Sant Nirankari Mission is a spiritual organisation based in Delhi, India. It was founded in 1929 by Buta Singh. Mata Sudiksha is the sixth spiritual head of the Mission, taking on the role on 17 July 2018.

==History==
The Sant Nirankari Mission had its formal beginning on 25 May 1929, the day when Avtar Singh met Buta Singh. In 1943, Buta Singh passed on his position to Avtar Singh. Avtar Singh moved to Delhi after the partition of India, where the "Sant Nirankari Mission" was created in 1948 (in 1947). He was succeeded by his son Gurbachan Singh in 1962.

Gurbachan Singh was assassinated on 24 April 1980. During his final moments, Gurbachan Singh appointed his son Hardev Singh as the next satguru (leader).
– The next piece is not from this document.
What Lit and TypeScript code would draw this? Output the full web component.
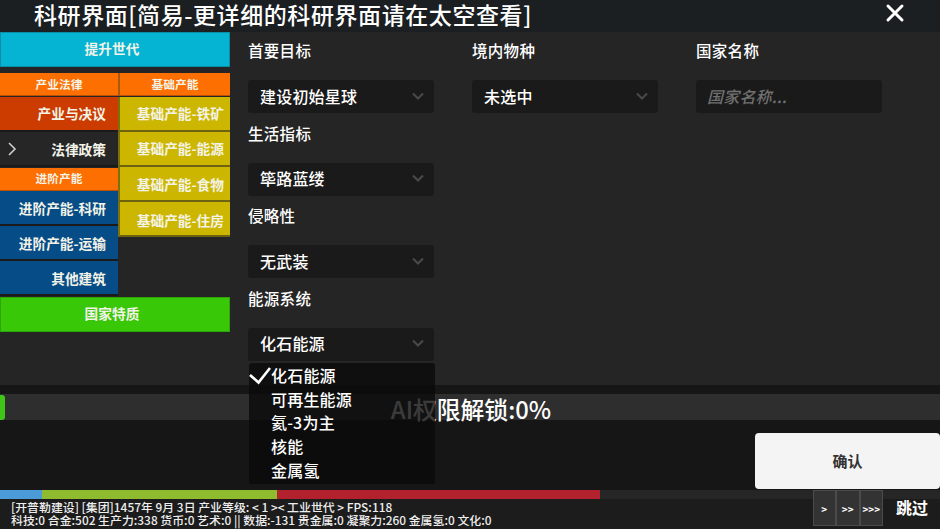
import { LitElement, html, css } from "lit";
import { customElement } from "lit/decorators.js";

const chev = html`<svg class="chev" width="14" height="14" viewBox="0 0 14 14"><path d="M2 4.5 L7 9.5 L12 4.5" fill="none" stroke="#4a4a4a" stroke-width="2"/></svg>`;

@customElement("app-root")
export class AppRoot extends LitElement {
  static styles = css`
    :host { display: block; width: 940px; height: 529px; overflow: hidden; position: relative; background: #252525; color: #fff;
      font-family: "Noto Sans CJK SC", "Noto Sans", sans-serif; font-weight: 500; }
    * { box-sizing: border-box; }
    .page { display: flex; flex-direction: column; height: 529px; }
    .head { height: 32px; flex: none; background: #1b1f22; display: flex; align-items: center; justify-content: space-between; padding: 0 35px 0 34px; }
    .title { font-size: 23px; line-height: 28px; font-weight: 500; white-space: nowrap; letter-spacing: 0.58px; margin-bottom: 4px; }
    .x { margin-bottom: 6px; }
    .main { flex: none; height: 353px; display: flex; }
    .left { flex: none; width: 231px; display: flex; flex-direction: column; }
    .btn { display: flex; align-items: center; justify-content: center; font-size: 12px; color: #f3f3e8; font-weight: 700; }
    .wide { height: 35px; width: 230px; font-size: 13.7px; padding: 0 6px 3px 0; }
    .cyan { background: #05b3d2; border: 1px solid #0a8ea8; }
    .green { background: #39c808; border: 1px solid #2ea50a; margin-top: 1px; }
    .cols { display: grid; grid-template-columns: 118px 112px; margin-top: 6px; }
    .col { display: flex; flex-direction: column; }
    .cat { background: #fd6f00; height: 23px; font-size: 11.7px; border-bottom: 1px solid #b85000; justify-content: center; margin-bottom: 1px; padding-bottom: 2px; }
    .cat.mid { margin-bottom: 0; margin-top: 1px; padding-bottom: 4px; }
    .cat.r { border-left: 2px solid #a85a10; }
    .item { height: 35px; font-size: 13.7px; justify-content: flex-end; padding-right: 12px; border-bottom: 2px solid #1a1a1a; position: relative; }
    .red { background: #cc3c00; padding-bottom: 2px; }
    .dark { background: #262626; }
    .blue { background: #064d87; }
    .gold { background: #cdb600; border-bottom: 2px solid #6d6210; border-left: 2px solid #7d700c; padding-right: 6px; }
    .up { padding-bottom: 2px; }
    .down { padding-top: 2px; }
    .arrow { position: absolute; left: 7px; top: 10px; }
    .form { flex: 1; padding: 8px 0 0 17px; position: relative; display: grid; grid-template-columns: 224px 224px 190px; align-content: start; }
    .field { display: flex; flex-direction: column; }
    .label { font-size: 15.5px; line-height: 21px; height: 40px; letter-spacing: 0.3px; }
    .select { width: 186px; height: 33px; background: #1a1a1a; border-radius: 3px; display: flex; align-items: center; justify-content: space-between; padding: 0 9px 2px 12px; font-size: 16px; letter-spacing: 0.2px; margin-bottom: 9.5px; }
    .input { font-style: italic; color: #707070; font-size: 16px; padding-left: 11px; }
    .lower { flex: 1; position: relative; background: #161616; display: flex; flex-direction: column; }
    .band { height: 9px; flex: none; }
    .track { height: 26px; flex: none; background: #2e2e2e; position: relative; display: flex; align-items: center; justify-content: center; font-size: 23.8px; padding: 3px 0 0 2px; }
    .fill { position: absolute; left: 0; top: 1px; bottom: 0; width: 5px; background: #3fc51a; border-radius: 0 3px 3px 0; }
    .actions { flex: 1; display: flex; justify-content: flex-end; align-items: flex-start; padding-top: 13px; }
    .confirm { width: 185px; height: 56px; background: #f4f4f4; color: #333; border-radius: 4px; display: flex; align-items: center; justify-content: center; font-size: 15px; font-weight: 700; padding-bottom: 2px; }
    .menu { position: absolute; left: 249px; top: 363px; width: 186px; height: 121px; background: rgba(10,10,10,.8); border-radius: 3px; font-size: 16px; line-height: 23.7px; letter-spacing: 0.2px; padding: 1px 0 0 22px; }
    .check { position: absolute; left: 0; top: 4px; }
    .foot { height: 39px; flex: none; background: #1c1c1c; position: relative; }
    .bar { height: 9px; display: flex; background: #262626; }
    .bar i { display: block; height: 100%; }
    .status { position: absolute; left: 11px; top: 9.5px; font-size: 11.9px; line-height: 13px; color: #eee; white-space: nowrap; }
    .speed { position: absolute; right: 57px; top: 0; display: flex; }
    .speed span { width: 23.5px; height: 36px; background: #333; border: 1px solid #4b4b4b; font-size: 10px; display: flex; align-items: center; justify-content: center; font-weight: 700; }
    .skip { position: absolute; right: 12px; top: 6px; font-size: 16px; line-height: 22px; font-weight: 700; }
  `;

  private sel(t: string) {
    return html`<div class="select"><span>${t}</span>${chev}</div>`;
  }

  render() {
    return html`<div class="page">
      <div class="head">
        <div class="title">科研界面[简易-更详细的科研界面请在太空查看]</div>
        <svg class="x" width="20" height="20" viewBox="0 0 20 20"><path d="M3 3 L17 17 M17 3 L3 17" stroke="#fff" stroke-width="3" stroke-linecap="round"/></svg>
      </div>
      <div class="main">
        <div class="left">
          <div class="btn wide cyan">提升世代</div>
          <div class="cols">
            <div class="col">
              <div class="btn cat">产业法律</div>
              <div class="btn item red">产业与决议</div>
              <div class="btn item dark"><svg class="arrow" width="10" height="14" viewBox="0 0 10 14"><path d="M2 1 L8 7 L2 13" fill="none" stroke="#ccc" stroke-width="1.6"/></svg>法律政策</div>
              <div class="btn cat mid">进阶产能</div>
              <div class="btn item blue">进阶产能-科研</div>
              <div class="btn item blue">进阶产能-运输</div>
              <div class="btn item blue">其他建筑</div>
            </div>
            <div class="col">
              <div class="btn cat r">基础产能</div>
              <div class="btn item gold up">基础产能-铁矿</div>
              <div class="btn item gold up">基础产能-能源</div>
              <div class="btn item gold">基础产能-食物</div>
              <div class="btn item gold down">基础产能-住房</div>
            </div>
          </div>
          <div class="btn wide green">国家特质</div>
        </div>
        <div class="form">
          <div class="field">
            <div class="label">首要目标</div>${this.sel("建设初始星球")}
            <div class="label">生活指标</div>${this.sel("筚路蓝缕")}
            <div class="label">侵略性</div>${this.sel("无武装")}
            <div class="label">能源系统</div>${this.sel("化石能源")}
          </div>
          <div class="field">
            <div class="label">境内物种</div>${this.sel("未选中")}
          </div>
          <div class="field">
            <div class="label">国家名称</div>
            <div class="select input"><span>国家名称...</span></div>
          </div>
        </div>
      </div>
      <div class="lower">
        <div class="band"></div>
        <div class="track"><div class="fill"></div>AI权限解锁:0%</div>
        <div class="actions"><div class="confirm">确认</div></div>
      </div>
      <div class="foot">
        <div class="bar"><i style="width:42px;background:#4a9bd8"></i><i style="width:235px;background:#8fbb2f"></i><i style="width:323px;background:#b3202e"></i></div>
        <div class="status">[开普勒建设] [集团]1457年 9月 3日 产业等级: &lt; 1 &gt;&lt; 工业世代 &gt; FPS:118<br>科技:0 合金:502 生产力:338 货币:0 艺术:0 || 数据:-131 贵金属:0 凝聚力:260 金属氢:0 文化:0</div>
        <div class="speed"><span>&gt;</span><span>&gt;&gt;</span><span>&gt;&gt;&gt;</span></div>
        <div class="skip">跳过</div>
      </div>
      <div class="menu">
        <svg class="check" width="22" height="18" viewBox="0 0 22 18"><path d="M1 8 L9.5 15.5 L21 1" fill="none" stroke="#fff" stroke-width="2.6"/></svg>
        化石能源<br>可再生能源<br>氦-3为主<br>核能<br>金属氢
      </div>
    </div>`;
  }
}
In 2016, Mata Savinder succeeded her husband Hardev Singh who died in a road accident in Canada. In 2018, she declared her daughter Sudiksha as the sixth spiritual leader of the organization, days before she died.

==Leaders==
=== Buta Singh (1929–1943) ===
In 1929, Buta Singh established the Sant Nirankari Mission. Before his death in 1943 at Kohmari, Buta Singh handed over the responsibility of spreading the teachings to Avtar Singh.
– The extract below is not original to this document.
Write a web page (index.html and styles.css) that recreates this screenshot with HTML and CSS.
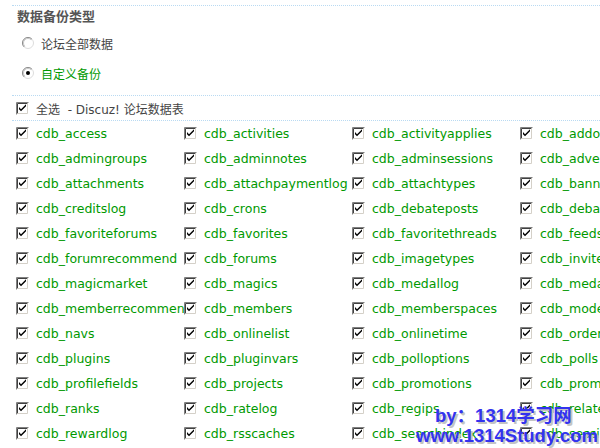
FILE: index.html
```html
<!DOCTYPE html>
<html lang="zh-CN">
<head>
  <meta charset="UTF-8">
  <title>数据备份</title>
  <link rel="stylesheet" href="styles.css">
</head>
<body>
  <svg class="defs" width="0" height="0">
    <symbol id="cb" viewBox="0 0 13 13">
      <rect x="0" y="0" width="13" height="13" fill="#fff"/>
      <path d="M0.5 12.5V0.5H12.5" fill="none" stroke="#808080"/>
      <path d="M1.5 11.5V1.5H11.5" fill="none" stroke="#404040"/>
      <path d="M1.5 11.5H11.5V1.5" fill="none" stroke="#d4d0c8"/>
      <path d="M3 5v2.2l2 2 5-5V2.2l-5 5z" fill="#000"/>
    </symbol>
    <symbol id="radio" viewBox="0 0 12 12">
      <circle cx="6" cy="6" r="5.5" fill="#fff" stroke="#dcdcdc"/>
      <path d="M2.1 9.9A5.5 5.5 0 0 1 9.9 2.1" fill="none" stroke="#8a8a8a"/>
      <path d="M2.8 9.2A4.5 4.5 0 0 1 9.2 2.8" fill="none" stroke="#c8c8c8"/>
    </symbol>
  </svg>

  <div class="panel">
    <h3 class="title">数据备份类型</h3>
    <ul class="types">
      <li><svg class="radio"><use href="#radio"/></svg><span>论坛全部数据</span></li>
      <li class="on"><svg class="radio"><use href="#radio"/></svg><i class="dot"></i><span>自定义备份</span></li>
    </ul>

    <div class="checkall">
      <svg class="cb"><use href="#cb"/></svg><span>全选 &nbsp;- Discuz! 论坛数据表</span>
    </div>

    <div class="tables">
      <label><svg class="cb"><use href="#cb"/></svg>cdb_access</label>
      <label><svg class="cb"><use href="#cb"/></svg>cdb_activities</label>
      <label><svg class="cb"><use href="#cb"/></svg>cdb_activityapplies</label>
      <label><svg class="cb"><use href="#cb"/></svg>cdb_addons</label>

      <label><svg class="cb"><use href="#cb"/></svg>cdb_admingroups</label>
      <label><svg class="cb"><use href="#cb"/></svg>cdb_adminnotes</label>
      <label><svg class="cb"><use href="#cb"/></svg>cdb_adminsessions</label>
      <label><svg class="cb"><use href="#cb"/></svg>cdb_advertisements</label>

      <label><svg class="cb"><use href="#cb"/></svg>cdb_attachments</label>
      <label><svg class="cb"><use href="#cb"/></svg>cdb_attachpaymentlog</label>
      <label><svg class="cb"><use href="#cb"/></svg>cdb_attachtypes</label>
      <label><svg class="cb"><use href="#cb"/></svg>cdb_banned</label>

      <label><svg class="cb"><use href="#cb"/></svg>cdb_creditslog</label>
      <label><svg class="cb"><use href="#cb"/></svg>cdb_crons</label>
      <label><svg class="cb"><use href="#cb"/></svg>cdb_debateposts</label>
      <label><svg class="cb"><use href="#cb"/></svg>cdb_debates</label>

      <label><svg class="cb"><use href="#cb"/></svg>cdb_favoriteforums</label>
      <label><svg class="cb"><use href="#cb"/></svg>cdb_favorites</label>
      <label><svg class="cb"><use href="#cb"/></svg>cdb_favoritethreads</label>
      <label><svg class="cb"><use href="#cb"/></svg>cdb_feeds</label>

      <label><svg class="cb"><use href="#cb"/></svg>cdb_forumrecommend</label>
      <label><svg class="cb"><use href="#cb"/></svg>cdb_forums</label>
      <label><svg class="cb"><use href="#cb"/></svg>cdb_imagetypes</label>
      <label><svg class="cb"><use href="#cb"/></svg>cdb_invites</label>

      <label><svg class="cb"><use href="#cb"/></svg>cdb_magicmarket</label>
      <label><svg class="cb"><use href="#cb"/></svg>cdb_magics</label>
      <label><svg class="cb"><use href="#cb"/></svg>cdb_medallog</label>
      <label><svg class="cb"><use href="#cb"/></svg>cdb_medals</label>

      <label><svg class="cb"><use href="#cb"/></svg>cdb_memberrecommend</label>
      <label><svg class="cb"><use href="#cb"/></svg>cdb_members</label>
      <label><svg class="cb"><use href="#cb"/></svg>cdb_memberspaces</label>
      <label><svg class="cb"><use href="#cb"/></svg>cdb_moderators</label>

      <label><svg class="cb"><use href="#cb"/></svg>cdb_navs</label>
      <label><svg class="cb"><use href="#cb"/></svg>cdb_onlinelist</label>
      <label><svg class="cb"><use href="#cb"/></svg>cdb_onlinetime</label>
      <label><svg class="cb"><use href="#cb"/></svg>cdb_orders</label>

      <label><svg class="cb"><use href="#cb"/></svg>cdb_plugins</label>
      <label><svg class="cb"><use href="#cb"/></svg>cdb_pluginvars</label>
      <label><svg class="cb"><use href="#cb"/></svg>cdb_polloptions</label>
      <label><svg class="cb"><use href="#cb"/></svg>cdb_polls</label>

      <label><svg class="cb"><use href="#cb"/></svg>cdb_profilefields</label>
      <label><svg class="cb"><use href="#cb"/></svg>cdb_projects</label>
      <label><svg class="cb"><use href="#cb"/></svg>cdb_promotions</label>
      <label><svg class="cb"><use href="#cb"/></svg>cdb_promptmsgs</label>

      <label><svg class="cb"><use href="#cb"/></svg>cdb_ranks</label>
      <label><svg class="cb"><use href="#cb"/></svg>cdb_ratelog</label>
      <label><svg class="cb"><use href="#cb"/></svg>cdb_regips</label>
      <label><svg class="cb"><use href="#cb"/></svg>cdb_relatedthreads</label>

      <label><svg class="cb"><use href="#cb"/></svg>cdb_rewardlog</label>
      <label><svg class="cb"><use href="#cb"/></svg>cdb_rsscaches</label>
      <label><svg class="cb"><use href="#cb"/></svg>cdb_searchindex</label>
      <label><svg class="cb"><use href="#cb"/></svg>cdb_sessions</label>
    </div>
  </div>

  <div class="watermark">
    <div class="wm-by">by：1314学习网</div>
    <div class="wm-url">www.1314Study.com</div>
  </div>
</body>
</html>
```

FILE: styles.css
```css
html, body {
  overflow: hidden;
}
body {
  margin: 0;
  width: 600px;
  height: 448px;
  background: #fff;
  color: #444;
  font-family: "DejaVu Sans", "Noto Sans CJK SC", sans-serif;
  font-size: 12.5px;
  position: relative;
}
.defs {
  position: absolute;
  width: 0;
  height: 0;
}
.panel {
  margin: 5px 0 0 12px;
  border-top: 1px dotted #b9daf2;
}
.title {
  margin: 0;
  padding-left: 5px;
  height: 20px;
  line-height: 20px;
  font-size: 13px;
  font-weight: bold;
  color: #555;
  font-family: "Noto Sans CJK SC", sans-serif;
}
.types {
  list-style: none;
  margin: 0;
  padding: 2px 0 7px 10px;
  border-bottom: 1px dotted #b9daf2;
}
.types li {
  display: flex;
  align-items: center;
  height: 30px;
  position: relative;
  font-family: "Noto Sans CJK SC", sans-serif;
  font-size: 12px;
}
.types li span {
  margin-left: 7px;
}
.types li.on {
  color: #090;
}
.radio {
  width: 12px;
  height: 12px;
}
.dot {
  position: absolute;
  left: 4px;
  top: 13px;
  width: 4px;
  height: 4px;
  border-radius: 50%;
  background: #000;
}
.checkall {
  display: flex;
  align-items: center;
  height: 24px;
  padding-left: 4px;
  border-bottom: 1px dotted #b9daf2;
  font-size: 12px;
}
.checkall span {
  margin-left: 7px;
}
.cb {
  flex: none;
  width: 13px;
  height: 13px;
}
.tables {
  display: grid;
  grid-template-columns: repeat(4, 168px);
  grid-auto-rows: 25px;
  padding-left: 4px;
  width: 672px;
}
.tables label {
  display: flex;
  align-items: center;
  gap: 7px;
  overflow: hidden;
  white-space: nowrap;
  color: #090;
}
.watermark {
  position: absolute;
  right: 2px;
  bottom: 2px;
  font-family: "Liberation Sans", "Noto Sans CJK SC", sans-serif;
  font-weight: bold;
  font-size: 18.5px;
  line-height: 20px;
  color: #3333ee;
  text-shadow: 2px 2px 0 #c4c4c4;
}
.wm-by {
  padding-left: 19px;
}
```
=== Avtar Singh (1943–1969) ===
Avtar Singh was born on 31 December 1899 in Latifal village of present-day Pakistan. In May 1929 he met Buta Singh. In 1943, Buta Singh named Avtar Singh as successor before his death.

After the 1947 Indo-Pak partition, Avtar Singh established the Sant Nirankari Mandal in Delhi, India. In 1962, Avtar Singh entrusted it to Gurbachan Singh. Avtar Singh died on 17 September 1969.

=== Gurbachan Singh (1962–1980) ===
Gurbachan Singh was born on 10 December 1930 to Avtar Singh and Budhwanti Kaur, in Peshawar, a city in present-day Pakistan. He was married to Kulwant Kaur ("Nirankari Raj Mata"). Gurbachan Singh took over the organization in 1962. He was assassinated on April 24, 1980.

===Hardev Singh (1980–2016) ===
Hardev Singh was born on 23 February 1954 in Delhi to Gurbachan Singh and Kulwant Kaur as parents. After the assassination of Gurbachan Singh in 1980, he became the next leader. He was honored by the United Nations (U.N.O.) with special consultative status in 2012, which was later upgraded to general consultative status in 2018.

He died on 13 May 2016 in an automobile accident, when he was travelling to attend a spiritual gathering in Canada with both of his sons-in-law. One of them succumbed to his injuries. The other son in law was driving the vehicle when the accident occurred. Details are still vague around the exact cause of the accident.

=== Savinder (2016–2018) ===
Savinder Hardev was born on 12 January 1957. She was the wife of Hardev Singh. After the death of her husband, she became the fifth head of the organization.

Before her death, she handed over the organization to her daughter Sudiksha. She died on 5 August 2018

=== Sudiksha (2018-present) ===
Sudiksha was born on 13 March 1985. She was named as the leader of the Nirankari Mission on 17 July 2018.

She is now the sixth head of the Nirankari Mission.

==Beliefs==

The organization teaches "self-realization through God-realization". Being born as a human being through the cycles of reincarnation has been described as superior to all other species of animal created by God. Nirankaris believe that it is "meaningless to worship" until one has a sight of God. Simply repeating the word "water" does not quench your thirst. One must experience "water" and consume it in order to truly quench your thirst. It focuses on the belief that God is formless yet exists in all forms.

==Nirankari Museum==
The Nirankari Museum was inaugurated by fourth satguru of the Mission, Hardev Singh, on 22 February 2005. The museum is located within the Nirankari Sarovar Complex in New Delhi. It depicts the history and key teachings of the Mission through audio-visuals and pictures.